The scientific method is a tool to try and discern truth in the testable physical world. It is a valuable tool when used for its intended purposes. It is also like using a screwdriver to pound in a nail when used for purposes that it was never intended to be used for.
In short, I do not find the assertion that science is not real as valid. I do find people jousting at science and at religion using a number of straw men to try and garner publicity.
David P. Zimmerman
Harry M. requested commentary on his question: "How real is science?"
In his piece he noted that both climate scientists and Darwinists are noted for practicing ‘the politics of personal destruction’ when the axioms which pass for science in their fields are questioned.
I think that this would be a fine occasion for Harry to read Fred Reed’s column: "Fredwin on Evolution" , found here:
if he hasn’t already.
I think that he would enjoy it. I do. Every time I read it.
You asked, "Does grammar matter?"
This question was answered to my satisfaction by Richard Mitchell in his many books and essays.
In particular, Mitchell’s "Why Good Grammar"
"Good grammar," in the fullest sense of the term, is neither an embellishment nor an accessory to anything else. It is the Law by which meaning is found and made. It may be, of course, that a good "education" ought to provide something more, but it is preposterous, perhaps even wicked, to suggest that it can be had with anything less.
Mitchell’s theme quote is from Ben Johnson:
Neither can his mind be thought to be in tune,
whose words do jarre;
Nor his reason in frame,
whose sentence is preposterous;
- Ben Johnson, Discoveries, 1641
(This can be found in more complete form at http://www.molenda.com/under-grammar/full-quote.html <http://www.molenda.com/under-grammar/full-quote.html> )
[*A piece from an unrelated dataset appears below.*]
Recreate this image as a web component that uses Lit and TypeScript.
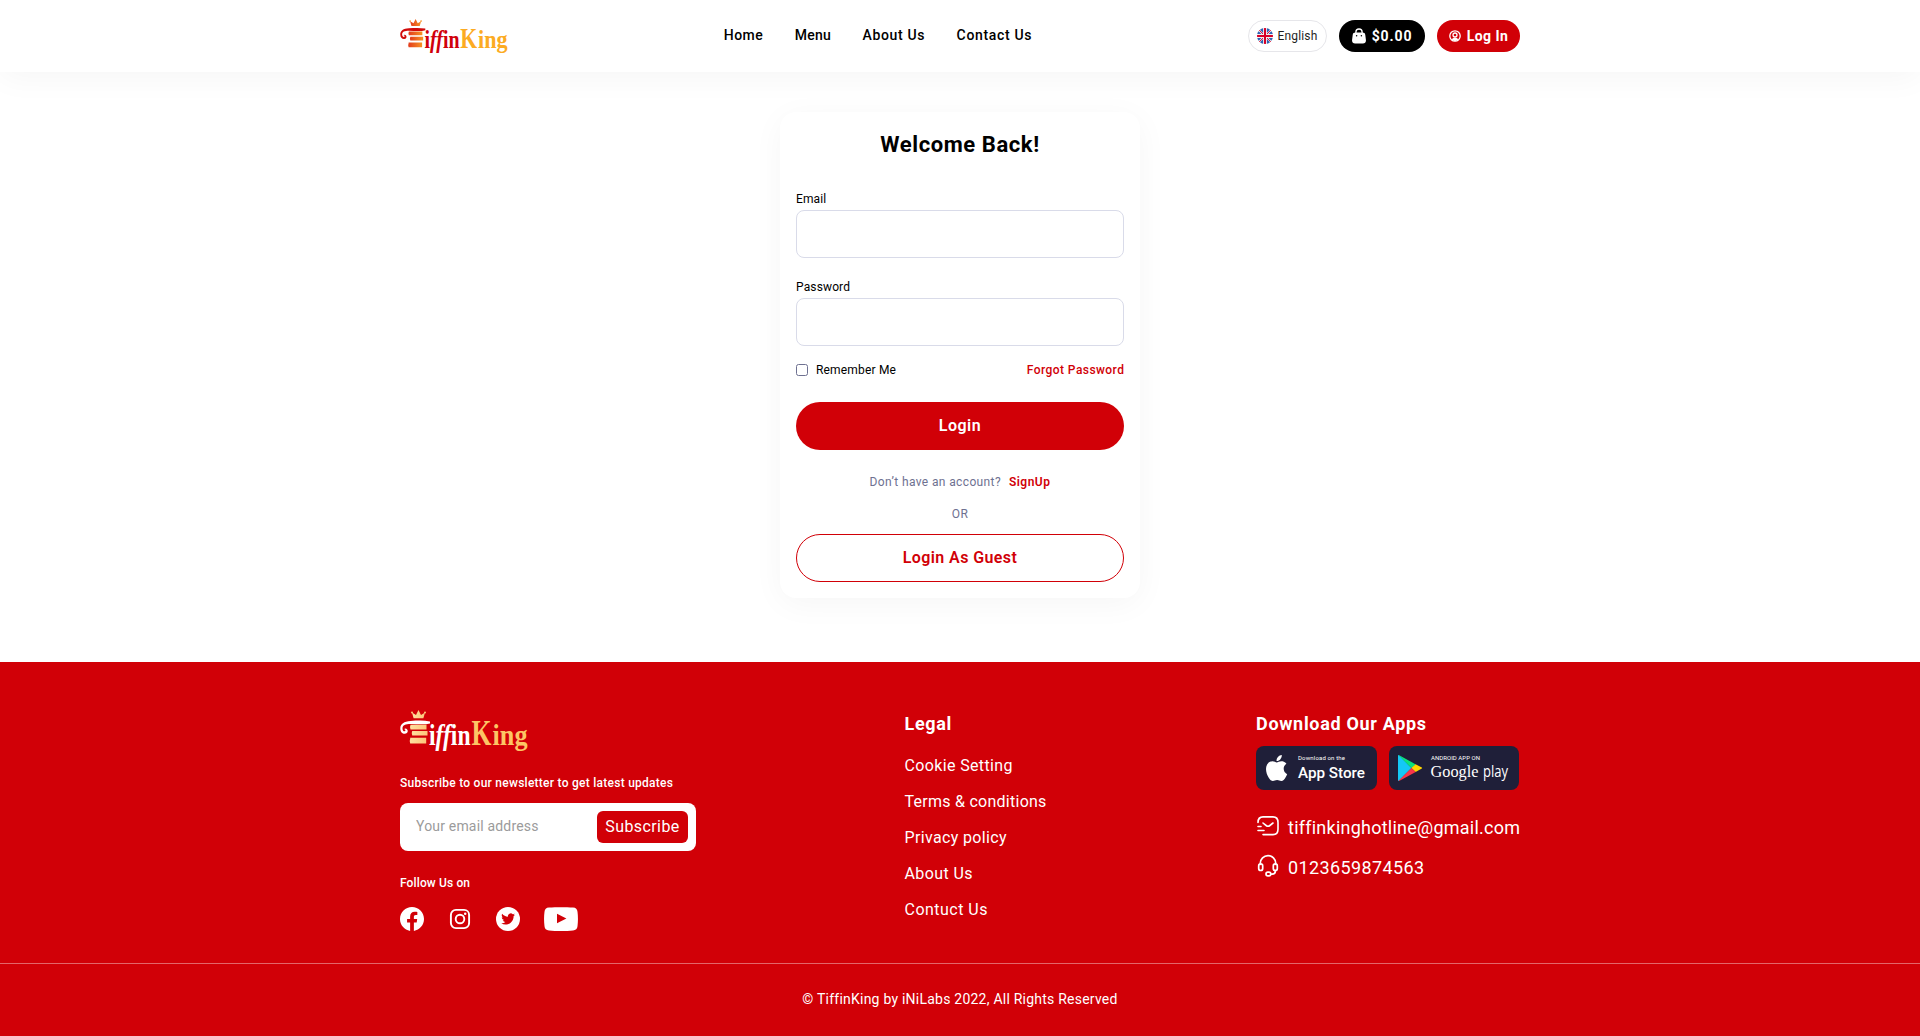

Mitchell was widely known for his newsletter "The Underground Grammarian," which he published for many years when he was a professor at Glassboro State Teachers College, now Rowan University, in New Jersey. In it he quoted materials distributed by academics on his campus and others, and then he took apart those writings line by line and word by word.
Thus, besides being useful, his books are absolutely hilarious.